Case ID: nc-app_57/html/0593-01.html
Source: Caselaw Access Project
Author: {"author": "ARNOLD, Judge.", "license": "Public Domain", "url": "https://static.case.law/"}
Date Created: 2024-08-24T03:29:51.129683

IN THE MATTER OF: THADDEUS WALLACE, DOB 3-22-69, 1237 Maple Street, Washington, N.C. 27889
    No. 812DC1183
    (Filed 1 June 1982)
    Infants § 18— insufficient evidence to support judgment of delinquency
    Evidence that a child of twelve entered an unlocked door into a lighted store during daylight hours, that he did so in front of at least one known witness, and that he took nothing was insufficient to support a charge that the juvenile had broken and entered the store with intent to commit larceny.
    Appeal from adjudication of delinquency by Hardison, Judge. Judgment entered 12 August 1981 in District Court, BEAUFORT County. Heard in the Court of Appeals 8 April 1982.
    Appellant was brought before Judge Hardison upon a petition filed by Leon Schaffer of the Washington, N.C., Police Department. The petition alleged that appellant, a juvenile, had broken and entered a Reveo Drug Store with intent to commit larceny and was therefore a delinquent child as defined by G.S. 7A-517Ü2).
    State’s evidence tended to show that at approximately 2:30 a.m. on 10 August 1981, it was discovered that a glass door of a Reveo Drug Store located on Main Street in Washington, N.C., had been broken sometime during the night. Store employees cleaned up the glass and Washington police set up surveillance for the remainder of the night. Lights were left on inside the store and the broken door, from which one pane of glass was missing entirely, was left unlocked.
    At approximately 7:00 a.m., Thad Wallace, a twelve-year-old child, was seen walking west on Main Street. He stopped in front of the drug store, looked in, and walked on. A few minutes later, Wallace returned, walking east on Main Street. The boy stopped to ask James Baker, who was sitting on a bench near the drug store, if he had seen his tennis shoes. Baker said he had not. Wallace then approached Reveo, opened the unlocked door, and went inside. Shortly afterward, Wallace came back out, ducking through the broken door. He was stopped by Officer Sheppard and asked if he had anything in his pockets the officer should see. The boy emptied his pockets to show that he had taken nothing from the store.
    
      On cross-examination, Sheppard said the boy had explained that he had gone into the store to look for his tennis shoes. The shoes were later discovered nearby. There had been no sign on the door of the drug store to indicate that the store was closed or that the door was broken.
    Judgment was entered finding Thad Wallace delinquent and an order was entered committing him to the Beaufort County Detention Facility for a term not to extend beyond his 18th birthday. The juvenile appeals.
    
      Attorney General Edmisten, by Assistant Attorney General Robert R. Reilly, for the State.
    
    
      Carter, Archie & Hassell, by Sid Hassell, Jr., for juvenile appellant.
    
   ARNOLD, Judge.

Appellant first assigns error to the trial court’s denial of his motion to dismiss. We agree that State’s evidence failed to establish the elements of the crime charged and hold that dismissal of the action was improperly denied. The State has established only that a child of twelve entered an unlocked door into a lighted store during daylight hours, that he did so in front of at least one known witness, and that he took nothing.
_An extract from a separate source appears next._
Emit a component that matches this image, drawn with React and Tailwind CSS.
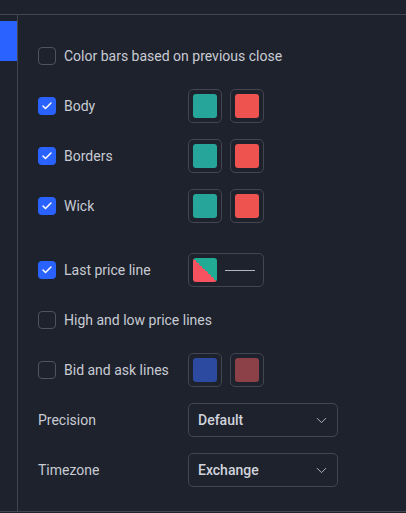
import { Check, ChevronDown } from 'lucide-react';

function Checkbox({ checked }) {
  return checked ? (
    <span className="flex items-center justify-center w-[18px] h-[18px] rounded-[4px] bg-[#2962ff] shrink-0">
      <Check size={12} strokeWidth={3} className="text-white" />
    </span>
  ) : (
    <span className="w-[18px] h-[18px] rounded-[4px] border border-[#50535e] shrink-0" />
  );
}

function Swatch({ color }) {
  return (
    <button className="w-[34px] h-[34px] p-[4px] rounded-[5px] border border-[#434651] flex items-center justify-center">
      <span className="block w-[24px] h-[24px] rounded-[3px]" style={{ background: color }} />
    </button>
  );
}

function Row({ label, checked, hasBox = true, children, className = '' }) {
  return (
    <div className={`flex items-center h-[34px] ${className}`}>
      <div className="w-[150px] flex items-center gap-2">
        {hasBox && <Checkbox checked={checked} />}
        <span className="text-[14px] text-[#c8cbd3] whitespace-nowrap">{label}</span>
      </div>
      {children && <div className="flex items-center gap-2">{children}</div>}
    </div>
  );
}

function Select({ value }) {
  return (
    <button className="w-[150px] h-[34px] rounded-[5px] border border-[#434651] flex items-center justify-between pl-[9px] pr-[7px]">
      <span className="text-[14px] font-medium text-[#d1d4dc]">{value}</span>
      <ChevronDown size={17} strokeWidth={1.4} className="text-[#b2b5be]" />
    </button>
  );
}

export default function App() {
  return (
    <div
      className="w-[406px] h-[513px] bg-[#1e222d] flex flex-col overflow-hidden"
      style={{ fontFamily: 'Roboto, "Liberation Sans", sans-serif' }}
    >
      <div className="h-[15px] border-b border-[#434651] shrink-0" />
      <div className="flex h-[496px] shrink-0">
        <aside className="w-[18px] border-r border-[#434651] shrink-0">
          <div className="mt-[6px] h-[40px] bg-[#2962ff]" />
        </aside>
        <main className="flex-1 pl-[20px] pt-[24px] flex flex-col gap-4">
          <Row label="Color bars based on previous close" checked={false} />
          <Row label="Body" checked>
            <Swatch color="#26a69a" />
            <Swatch color="#ef5350" />
          </Row>
          <Row label="Borders" checked>
            <Swatch color="#26a69a" />
            <Swatch color="#ef5350" />
          </Row>
          <Row label="Wick" checked>
            <Swatch color="#26a69a" />
            <Swatch color="#ef5350" />
          </Row>
          <Row label="Last price line" checked className="mt-[14px]">
            <button className="w-[76px] h-[34px] p-[4px] rounded-[5px] border border-[#434651] flex items-center gap-2">
              <span
                className="block w-[24px] h-[24px] rounded-[3px]"
                style={{ background: 'linear-gradient(to top right, #f7525f 50%, #22ab94 50%)' }}
              />
              <span className="block w-[30px] h-px bg-[#b2b5be]" />
            </button>
          </Row>
          <Row label="High and low price lines" checked={false} />
          <Row label="Bid and ask lines" checked={false}>
            <Swatch color="#2b4aa0" />
            <Swatch color="#8c4047" />
          </Row>
          <Row label="Precision" hasBox={false}>
            <Select value="Default" />
          </Row>
          <Row label="Timezone" hasBox={false}>
            <Select value="Exchange" />
          </Row>
        </main>
      </div>
      <div className="border-t border-[#434651]" />
    </div>
  );
}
This Court recognizes that the trial court apparently had before it indications of prior delinquent behavior by the appellant, including evidence that he had violated probation. We do not doubt the court’s good faith in concluding that commitment of the juvenile to a detention facility was justified by all of the circumstances. Nevertheless, the court’s conclusion that the juvenile was guilty of the crime set forth in the petition in this record is unsupported by the evidence and the judgment entered in reliance thereon must accordingly be reversed.

Having found the appellant’s first assignment of error dispositive of the appeal, we do not reach his remaining assignments of error.

Reversed.

Judges VAUGHN and Martin (Robert M.) concur.